- **WHAT YOU ARE ASKED TO DO**:
Lift out all lines below that contain "table".

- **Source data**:
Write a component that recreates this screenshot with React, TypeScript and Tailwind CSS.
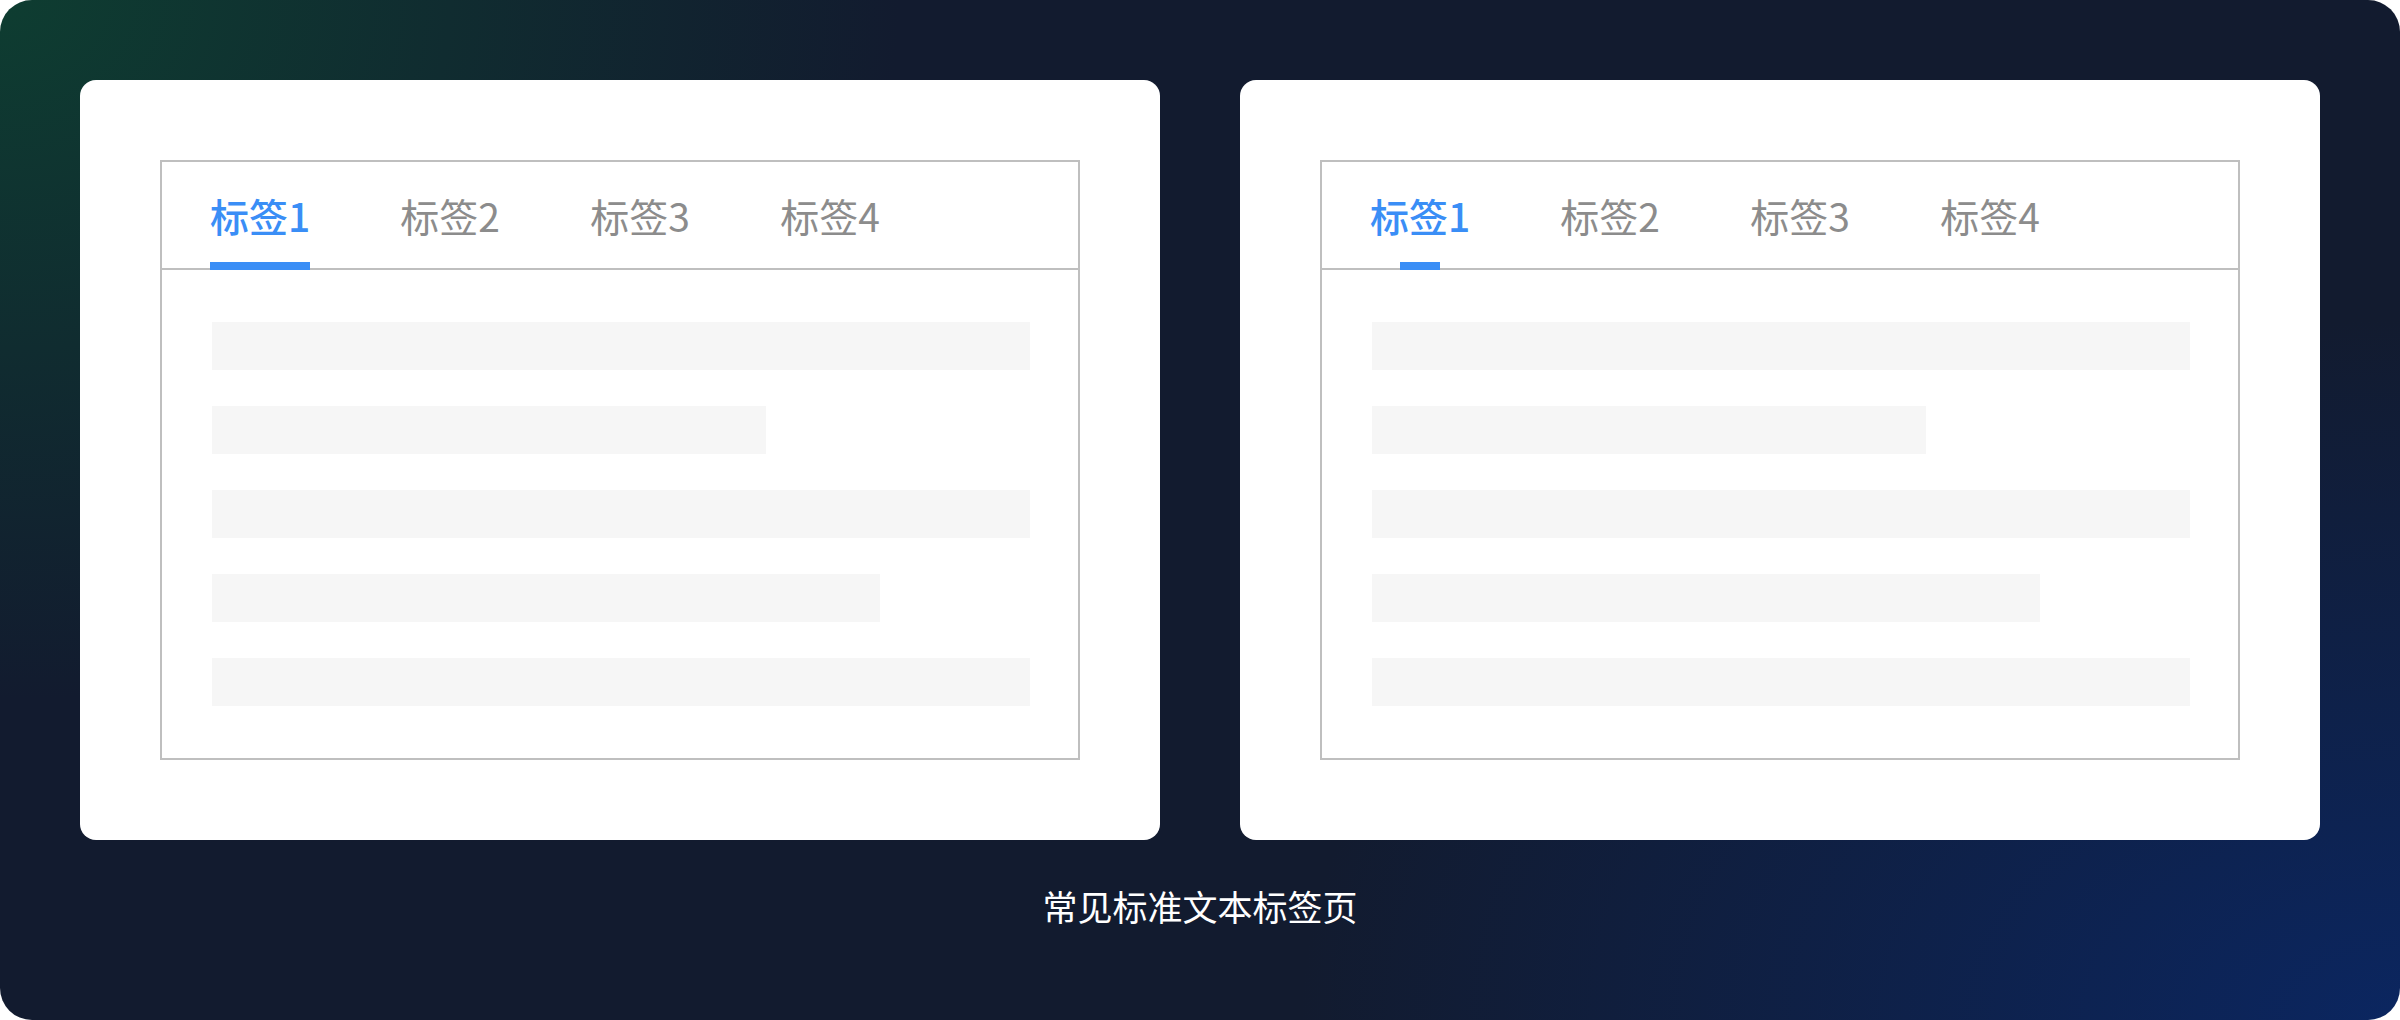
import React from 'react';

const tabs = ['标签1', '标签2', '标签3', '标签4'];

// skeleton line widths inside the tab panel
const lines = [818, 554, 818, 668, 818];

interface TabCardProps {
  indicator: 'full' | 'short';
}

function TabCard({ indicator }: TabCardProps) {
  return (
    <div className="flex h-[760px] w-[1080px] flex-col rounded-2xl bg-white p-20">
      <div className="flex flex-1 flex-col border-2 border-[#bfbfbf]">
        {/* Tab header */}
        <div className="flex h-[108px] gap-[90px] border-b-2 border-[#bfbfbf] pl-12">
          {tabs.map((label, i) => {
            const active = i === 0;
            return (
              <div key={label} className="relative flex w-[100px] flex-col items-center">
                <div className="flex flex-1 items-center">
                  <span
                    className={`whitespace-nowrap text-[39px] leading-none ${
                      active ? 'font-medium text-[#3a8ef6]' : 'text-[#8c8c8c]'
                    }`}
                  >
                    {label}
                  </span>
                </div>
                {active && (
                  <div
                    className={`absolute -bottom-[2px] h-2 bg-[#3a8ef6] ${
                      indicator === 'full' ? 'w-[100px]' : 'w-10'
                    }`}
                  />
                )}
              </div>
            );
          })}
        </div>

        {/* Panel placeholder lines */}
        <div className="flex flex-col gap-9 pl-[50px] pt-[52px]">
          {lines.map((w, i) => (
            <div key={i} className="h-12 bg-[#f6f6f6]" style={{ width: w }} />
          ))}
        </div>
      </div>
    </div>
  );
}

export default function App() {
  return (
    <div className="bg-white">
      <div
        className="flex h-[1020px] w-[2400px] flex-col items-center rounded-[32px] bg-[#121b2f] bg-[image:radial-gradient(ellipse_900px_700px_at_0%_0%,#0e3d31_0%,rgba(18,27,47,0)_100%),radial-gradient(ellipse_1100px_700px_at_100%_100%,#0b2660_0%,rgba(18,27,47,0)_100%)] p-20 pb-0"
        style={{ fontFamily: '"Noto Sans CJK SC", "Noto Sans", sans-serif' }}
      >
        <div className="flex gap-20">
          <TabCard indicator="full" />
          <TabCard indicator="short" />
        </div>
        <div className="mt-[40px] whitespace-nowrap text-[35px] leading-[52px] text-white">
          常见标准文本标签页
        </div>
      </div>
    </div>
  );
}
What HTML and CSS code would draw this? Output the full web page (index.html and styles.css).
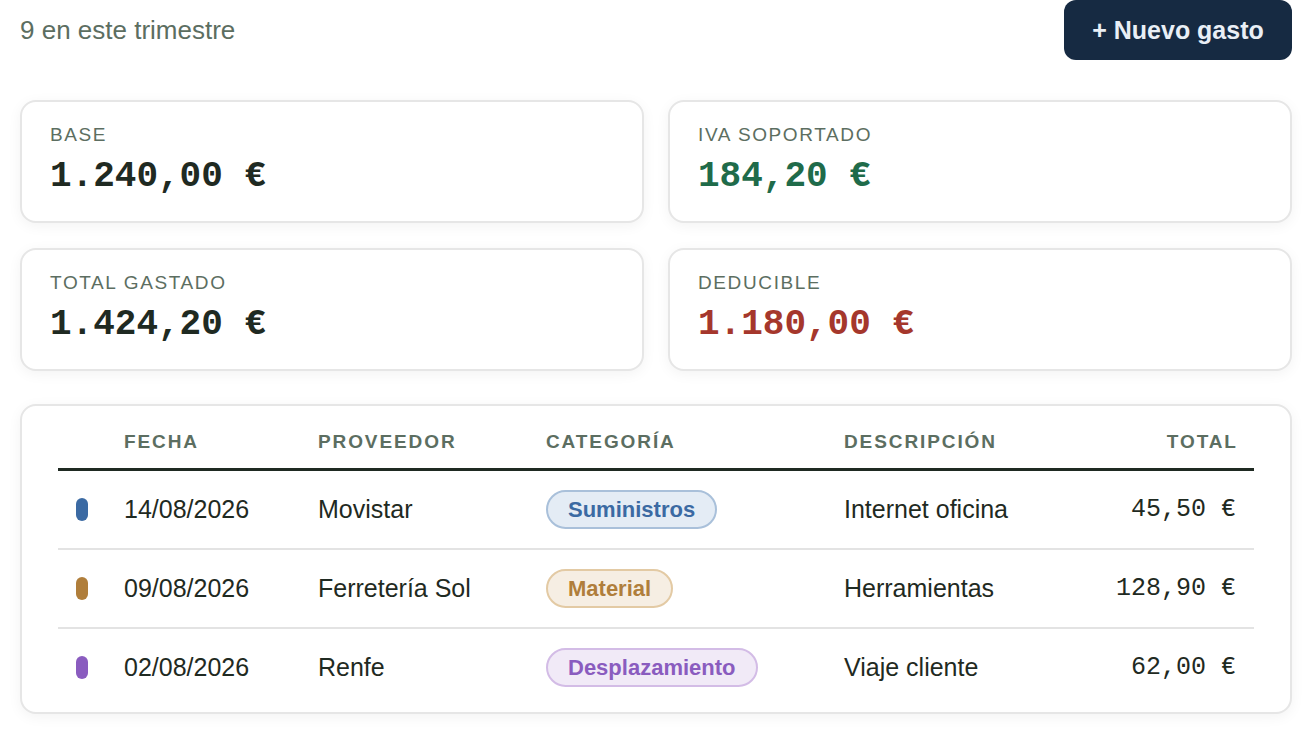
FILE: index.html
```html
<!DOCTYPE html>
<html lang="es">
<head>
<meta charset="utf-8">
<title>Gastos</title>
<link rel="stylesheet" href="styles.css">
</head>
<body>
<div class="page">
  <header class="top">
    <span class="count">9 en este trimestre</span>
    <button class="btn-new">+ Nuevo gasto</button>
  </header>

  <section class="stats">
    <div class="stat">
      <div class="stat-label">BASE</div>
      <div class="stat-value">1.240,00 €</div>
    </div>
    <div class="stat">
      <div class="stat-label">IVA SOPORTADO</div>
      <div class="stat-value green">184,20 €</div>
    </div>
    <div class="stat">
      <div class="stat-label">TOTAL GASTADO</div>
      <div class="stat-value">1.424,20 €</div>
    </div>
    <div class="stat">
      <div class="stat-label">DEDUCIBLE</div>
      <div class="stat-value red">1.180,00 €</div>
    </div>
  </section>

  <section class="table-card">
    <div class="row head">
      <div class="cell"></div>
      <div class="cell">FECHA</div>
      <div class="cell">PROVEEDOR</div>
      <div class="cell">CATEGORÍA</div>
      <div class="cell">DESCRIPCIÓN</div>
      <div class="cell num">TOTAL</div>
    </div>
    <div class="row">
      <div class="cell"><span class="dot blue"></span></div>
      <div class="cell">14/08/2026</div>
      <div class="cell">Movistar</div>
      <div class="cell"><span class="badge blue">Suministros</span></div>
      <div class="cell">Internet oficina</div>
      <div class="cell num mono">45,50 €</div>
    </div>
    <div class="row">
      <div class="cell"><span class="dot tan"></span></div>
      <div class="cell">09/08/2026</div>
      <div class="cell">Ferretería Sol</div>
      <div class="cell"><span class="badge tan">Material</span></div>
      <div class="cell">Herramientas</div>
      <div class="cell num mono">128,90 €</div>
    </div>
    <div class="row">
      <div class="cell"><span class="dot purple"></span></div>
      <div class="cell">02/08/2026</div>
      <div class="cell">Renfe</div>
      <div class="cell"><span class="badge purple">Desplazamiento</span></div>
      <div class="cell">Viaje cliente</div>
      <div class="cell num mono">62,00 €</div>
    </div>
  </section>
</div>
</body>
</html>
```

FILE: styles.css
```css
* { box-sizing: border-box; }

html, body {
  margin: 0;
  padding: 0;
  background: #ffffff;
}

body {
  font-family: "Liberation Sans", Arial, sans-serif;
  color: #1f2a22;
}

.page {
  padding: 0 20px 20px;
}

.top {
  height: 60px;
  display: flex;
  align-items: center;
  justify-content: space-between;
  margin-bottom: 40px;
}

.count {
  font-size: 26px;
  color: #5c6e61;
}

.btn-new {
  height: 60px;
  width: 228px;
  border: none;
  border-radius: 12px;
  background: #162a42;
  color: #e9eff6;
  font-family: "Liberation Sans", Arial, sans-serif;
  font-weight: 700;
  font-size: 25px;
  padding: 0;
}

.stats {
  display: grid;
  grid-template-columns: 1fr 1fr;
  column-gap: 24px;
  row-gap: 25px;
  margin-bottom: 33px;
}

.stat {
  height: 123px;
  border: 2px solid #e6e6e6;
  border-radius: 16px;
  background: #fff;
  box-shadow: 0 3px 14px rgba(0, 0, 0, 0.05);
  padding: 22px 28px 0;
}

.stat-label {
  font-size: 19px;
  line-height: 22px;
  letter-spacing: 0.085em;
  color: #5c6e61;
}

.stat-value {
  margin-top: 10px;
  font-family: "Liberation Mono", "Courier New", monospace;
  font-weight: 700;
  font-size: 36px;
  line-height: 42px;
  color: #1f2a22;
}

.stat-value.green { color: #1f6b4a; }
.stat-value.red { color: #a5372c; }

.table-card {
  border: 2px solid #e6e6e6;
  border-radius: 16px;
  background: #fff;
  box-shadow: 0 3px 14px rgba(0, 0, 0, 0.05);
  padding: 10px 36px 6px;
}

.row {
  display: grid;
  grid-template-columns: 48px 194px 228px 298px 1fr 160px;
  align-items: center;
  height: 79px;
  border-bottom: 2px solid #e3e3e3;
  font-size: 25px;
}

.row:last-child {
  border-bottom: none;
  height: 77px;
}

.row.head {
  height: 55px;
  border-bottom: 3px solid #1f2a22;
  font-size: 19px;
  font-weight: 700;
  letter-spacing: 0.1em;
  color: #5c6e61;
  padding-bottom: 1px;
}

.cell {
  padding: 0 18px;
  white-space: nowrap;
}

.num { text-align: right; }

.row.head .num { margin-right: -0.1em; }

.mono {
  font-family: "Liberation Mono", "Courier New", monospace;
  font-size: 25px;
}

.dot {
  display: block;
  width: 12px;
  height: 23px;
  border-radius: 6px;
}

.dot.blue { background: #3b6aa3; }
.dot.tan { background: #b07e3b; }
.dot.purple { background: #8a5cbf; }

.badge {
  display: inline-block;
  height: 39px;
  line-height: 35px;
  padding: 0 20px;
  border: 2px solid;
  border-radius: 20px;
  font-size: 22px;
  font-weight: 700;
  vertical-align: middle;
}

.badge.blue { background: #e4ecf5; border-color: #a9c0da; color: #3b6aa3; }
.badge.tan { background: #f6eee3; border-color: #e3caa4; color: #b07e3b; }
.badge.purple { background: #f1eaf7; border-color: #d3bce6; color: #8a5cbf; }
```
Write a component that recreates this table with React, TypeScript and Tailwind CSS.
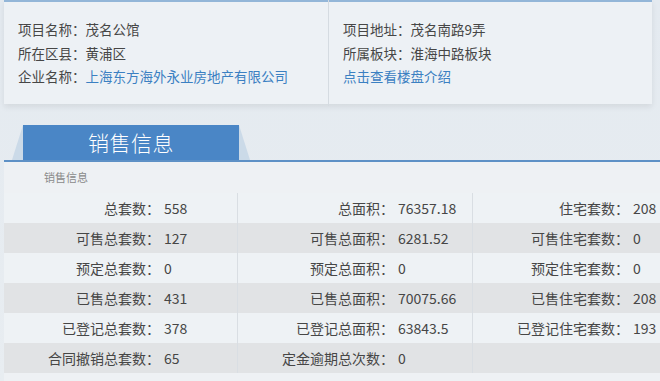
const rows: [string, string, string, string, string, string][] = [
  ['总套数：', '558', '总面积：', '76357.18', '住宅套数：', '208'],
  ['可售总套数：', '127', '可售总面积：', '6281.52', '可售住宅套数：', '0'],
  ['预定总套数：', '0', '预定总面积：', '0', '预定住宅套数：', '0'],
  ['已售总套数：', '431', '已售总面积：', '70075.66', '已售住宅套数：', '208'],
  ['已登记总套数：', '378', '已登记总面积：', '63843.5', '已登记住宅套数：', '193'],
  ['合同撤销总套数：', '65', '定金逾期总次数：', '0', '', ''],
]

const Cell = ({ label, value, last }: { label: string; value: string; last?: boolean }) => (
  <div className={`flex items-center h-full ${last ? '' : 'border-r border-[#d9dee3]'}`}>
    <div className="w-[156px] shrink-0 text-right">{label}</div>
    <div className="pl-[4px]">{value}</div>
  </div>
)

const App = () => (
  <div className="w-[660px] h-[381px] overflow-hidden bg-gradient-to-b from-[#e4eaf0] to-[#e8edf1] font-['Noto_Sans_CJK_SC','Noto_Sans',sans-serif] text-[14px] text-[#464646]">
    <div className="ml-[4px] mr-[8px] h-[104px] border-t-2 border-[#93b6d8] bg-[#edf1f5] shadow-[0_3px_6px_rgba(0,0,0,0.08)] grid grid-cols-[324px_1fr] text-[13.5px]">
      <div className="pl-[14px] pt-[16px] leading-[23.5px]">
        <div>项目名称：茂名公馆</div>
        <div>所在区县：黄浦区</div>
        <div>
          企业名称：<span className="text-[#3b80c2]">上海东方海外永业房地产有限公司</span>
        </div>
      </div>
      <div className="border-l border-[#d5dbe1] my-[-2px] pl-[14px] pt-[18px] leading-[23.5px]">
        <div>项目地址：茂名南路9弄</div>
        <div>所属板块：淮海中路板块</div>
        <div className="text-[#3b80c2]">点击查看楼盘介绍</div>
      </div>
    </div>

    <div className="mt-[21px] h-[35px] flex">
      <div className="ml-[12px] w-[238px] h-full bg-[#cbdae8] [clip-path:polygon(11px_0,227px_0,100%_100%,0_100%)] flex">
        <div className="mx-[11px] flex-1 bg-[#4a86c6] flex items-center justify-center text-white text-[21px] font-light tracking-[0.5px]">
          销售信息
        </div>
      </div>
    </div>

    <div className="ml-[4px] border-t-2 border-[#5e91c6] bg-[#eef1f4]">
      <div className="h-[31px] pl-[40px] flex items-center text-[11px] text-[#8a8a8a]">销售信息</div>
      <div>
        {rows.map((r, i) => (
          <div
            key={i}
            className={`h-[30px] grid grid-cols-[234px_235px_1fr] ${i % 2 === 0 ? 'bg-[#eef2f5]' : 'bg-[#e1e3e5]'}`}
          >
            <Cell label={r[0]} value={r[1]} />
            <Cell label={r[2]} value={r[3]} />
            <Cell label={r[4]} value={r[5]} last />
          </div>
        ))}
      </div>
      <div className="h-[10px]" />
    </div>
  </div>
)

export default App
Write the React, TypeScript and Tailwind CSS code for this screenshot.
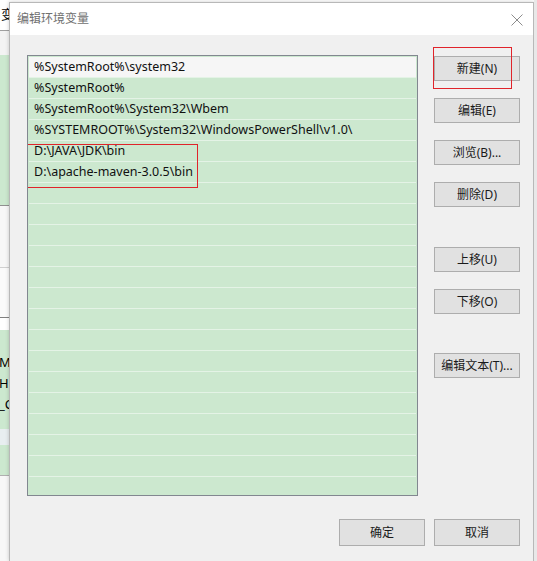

- **REPLY TO THE TASK**:
  <section class="table-card">
.table-card {
Write a component that recreates this table with React, TypeScript and Tailwind CSS.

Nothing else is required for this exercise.